Justice Minister Ayelet Shaked (Jewish Home) on Saturday night deflected criticism regarding her statement that "Zionism will not remain submissive."
On Tuesday, Shaked said, "Had the Zionist idea been part of the value system, yesterday's ruling might have looked different."
"I was not referring to the judges themselves," Shaked told Channel 2. "They are Zionists like you are and I am. I was speaking about the Knesset, which strengthened personal rights but not national rights."
"Over the years, the court has greatly expanded personal rights, but has not given a proper place to national rights. It is unthinkable that the court should only take security into account. The Knesset needs to provide the judges with tools, and the proper tool [for this] is the Nationality Law."
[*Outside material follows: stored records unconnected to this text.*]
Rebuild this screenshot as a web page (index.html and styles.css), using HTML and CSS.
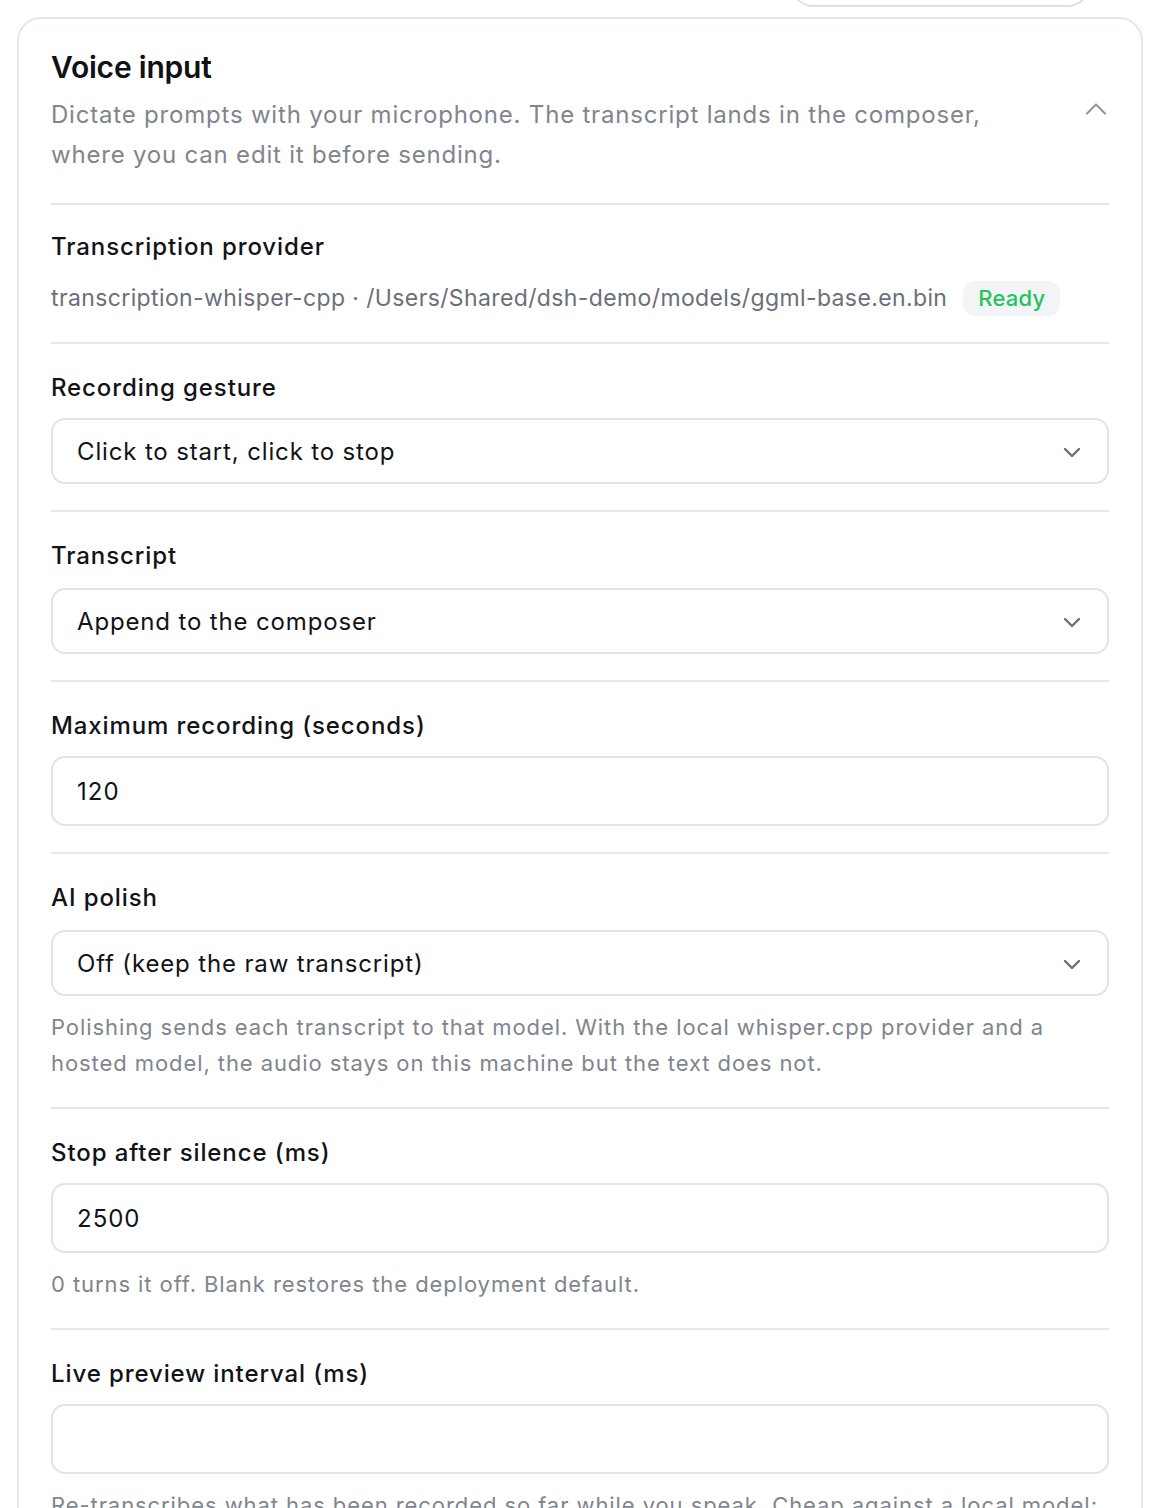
FILE: index.html
```html
<!DOCTYPE html>
<html lang="en">
<head>
<meta charset="utf-8">
<title>Voice input</title>
<link rel="stylesheet" href="styles.css">
</head>
<body>
<div class="page">
  <div class="topbar"><div class="top-pill"></div></div>
  <section class="card">
    <header class="card-head">
      <div class="head-text">
        <h2 class="title">Voice input</h2>
        <p class="desc">Dictate prompts with your microphone. The transcript lands in the composer, where you can edit it before sending.</p>
      </div>
      <svg class="chev-up" width="22" height="14" viewBox="0 0 22 14" aria-hidden="true"><path d="M2 11.5 L11 2.5 L20 11.5" fill="none" stroke="#8b9099" stroke-width="2" stroke-linecap="round" stroke-linejoin="round"/></svg>
    </header>

    <div class="field">
      <div class="label">Transcription provider</div>
      <div class="provider">
        <span class="provider-text">transcription-whisper-cpp · /Users/Shared/dsh-demo/models/ggml-base.en.bin</span>
        <span class="badge">Ready</span>
      </div>
    </div>

    <div class="field">
      <div class="label">Recording gesture</div>
      <div class="select"><span>Click to start, click to stop</span>
        <svg class="chev" width="18" height="11" viewBox="0 0 18 11" aria-hidden="true"><path d="M2 2 L9 9 L16 2" fill="none" stroke="#6b7079" stroke-width="2.4" stroke-linecap="round" stroke-linejoin="round"/></svg>
      </div>
    </div>

    <div class="field">
      <div class="label">Transcript</div>
      <div class="select select-gap"><span>Append to the composer</span>
        <svg class="chev" width="18" height="11" viewBox="0 0 18 11" aria-hidden="true"><path d="M2 2 L9 9 L16 2" fill="none" stroke="#6b7079" stroke-width="2.4" stroke-linecap="round" stroke-linejoin="round"/></svg>
      </div>
    </div>

    <div class="field">
      <div class="label">Maximum recording (seconds)</div>
      <input class="input" type="text" value="120">
    </div>

    <div class="field">
      <div class="label">AI polish</div>
      <div class="select select-gap"><span>Off (keep the raw transcript)</span>
        <svg class="chev" width="18" height="11" viewBox="0 0 18 11" aria-hidden="true"><path d="M2 2 L9 9 L16 2" fill="none" stroke="#6b7079" stroke-width="2.4" stroke-linecap="round" stroke-linejoin="round"/></svg>
      </div>
      <p class="help">Polishing sends each transcript to that model. With the local whisper.cpp provider and a hosted model, the audio stays on this machine but the text does not.</p>
    </div>

    <div class="field">
      <div class="label">Stop after silence (ms)</div>
      <input class="input" type="text" value="2500">
      <p class="help">0 turns it off. Blank restores the deployment default.</p>
    </div>

    <div class="field">
      <div class="label">Live preview interval (ms)</div>
      <input class="input" type="text" value="">
      <p class="help">Re-transcribes what has been recorded so far while you speak. Cheap against a local model; costly against a hosted one.</p>
    </div>
  </section>
</div>
</body>
</html>
```

FILE: styles.css
```css
html, body {
  margin: 0;
  padding: 0;
  background: #ffffff;
}
body {
  font-family: Inter, "Noto Sans", "Liberation Sans", sans-serif;
  color: #111318;
  overflow: hidden;
}
.page {
  padding: 0 17px;
}
.topbar {
  display: flex;
  justify-content: flex-end;
  padding-right: 53px;
  height: 0;
}
.top-pill {
  width: 295px;
  height: 44px;
  margin-top: -41px;
  border: 2px solid #dedfe2;
  border-radius: 22px;
  background: #fff;
}
.card {
  margin-top: 17px;
  border: 2px solid #e3e6ef;
  border-radius: 24px;
  padding: 28px 32px 40px 32px;
  background: #fff;
}
.card-head {
  display: flex;
  align-items: center;
  justify-content: space-between;
  gap: 24px;
  padding-bottom: 28px;
  border-bottom: 2px solid #e5e7eb;
}
.head-text {
  max-width: 960px;
}
.title {
  margin: 0;
  font-size: 30px;
  line-height: 40px;
  font-weight: 600;
  color: #0f1115;
  letter-spacing: -0.2px;
}
.desc {
  margin: 8px 0 0 0;
  font-size: 24px;
  line-height: 40px;
  color: #80858e;
  letter-spacing: 0.8px;
}
.chev-up {
  flex: none;
  margin-right: 2px;
  margin-top: -4px;
}
.field {
  padding: 28px 0 26px 0;
  border-bottom: 2px solid #e5e7eb;
}
.field:first-of-type {
  padding-top: 26px;
}
.field:last-child {
  border-bottom: none;
}
.label {
  font-size: 24px;
  line-height: 32px;
  font-weight: 500;
  color: #111318;
  letter-spacing: 0.9px;
}
.provider {
  display: flex;
  align-items: center;
  margin-top: 17px;
}
.provider-text {
  font-size: 23px;
  line-height: 36px;
  color: #6b6f78;
  letter-spacing: 0.38px;
}
.badge {
  margin-left: 16px;
  height: 35px;
  padding: 0 15px;
  display: inline-flex;
  align-items: center;
  border-radius: 12px;
  background: #f3f4f6;
  color: #22c55e;
  font-size: 22px;
  font-weight: 500;
  letter-spacing: 0.2px;
}
.select {
  margin-top: 14px;
  height: 66px;
  box-sizing: border-box;
  border: 2px solid #e4e4e7;
  border-radius: 14px;
  display: flex;
  align-items: center;
  justify-content: space-between;
  padding: 0 26px 0 24px;
  font-size: 24px;
  color: #111318;
  letter-spacing: 0.85px;
}
.select-gap {
  margin-top: 16px;
}
.chev {
  flex: none;
  margin-top: 2px;
}
.input {
  display: block;
  margin-top: 14px;
  width: 100%;
  height: 70px;
  box-sizing: border-box;
  border: 2px solid #e4e4e7;
  border-radius: 14px;
  padding: 0 24px;
  font-family: inherit;
  font-size: 24px;
  letter-spacing: 1px;
  color: #111318;
  background: #fff;
  outline: none;
}
.help {
  margin: 13px 0 0 0;
  font-size: 22px;
  line-height: 36px;
  color: #80858e;
  letter-spacing: 0.92px;
}
```
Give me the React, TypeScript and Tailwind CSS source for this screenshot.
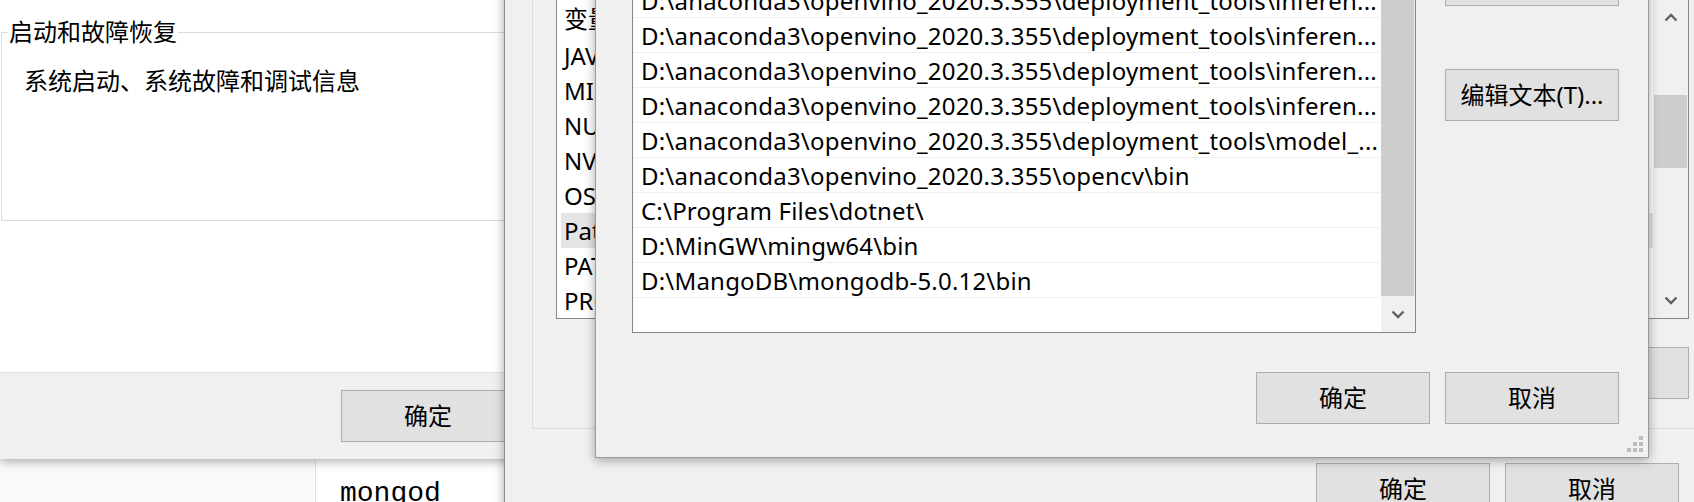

The Nationality Law legislates Israel's status as the national home of the Jewish people and emphasizes that Hebrew is the official language of the state and has a "special status." The law also states that Jerusalem is the capital of Israel.
Regarding the demonstrations held outside Supreme Court Chief Justice Miriam Naor and Attorney General Avichai Mandelblit's homes, Shaked said she does not believe the demonstrations will sway either Naor or Mandelblit.
"You don't need to demonstrate outside the homes of public figures," she said. "The Supreme Court justices have said for many years that if a public figure has an office, you should demonstrate there. You should not improperly pressure his family."
"I have said in the past that we should allow protesters to demonstrate outside the Justice Ministry or the Supreme Court."
Regarding the statue of Naor which was placed outside the Supreme Court earlier this week in protest, Shaked said that "the placement of the statue, even if it makes us uncomfortable, is a justified part of freedom of expression."
Demonstrations are being held outside Naor's home to protest the Supreme Court's refusal to rid Israel of nearly 40,000 African infiltrators, most of whom arrived for economic reasons. The demonstrations opposite Mandelblit's home are to pressure him to indict the prime minister and his wife for allegations still under investigation.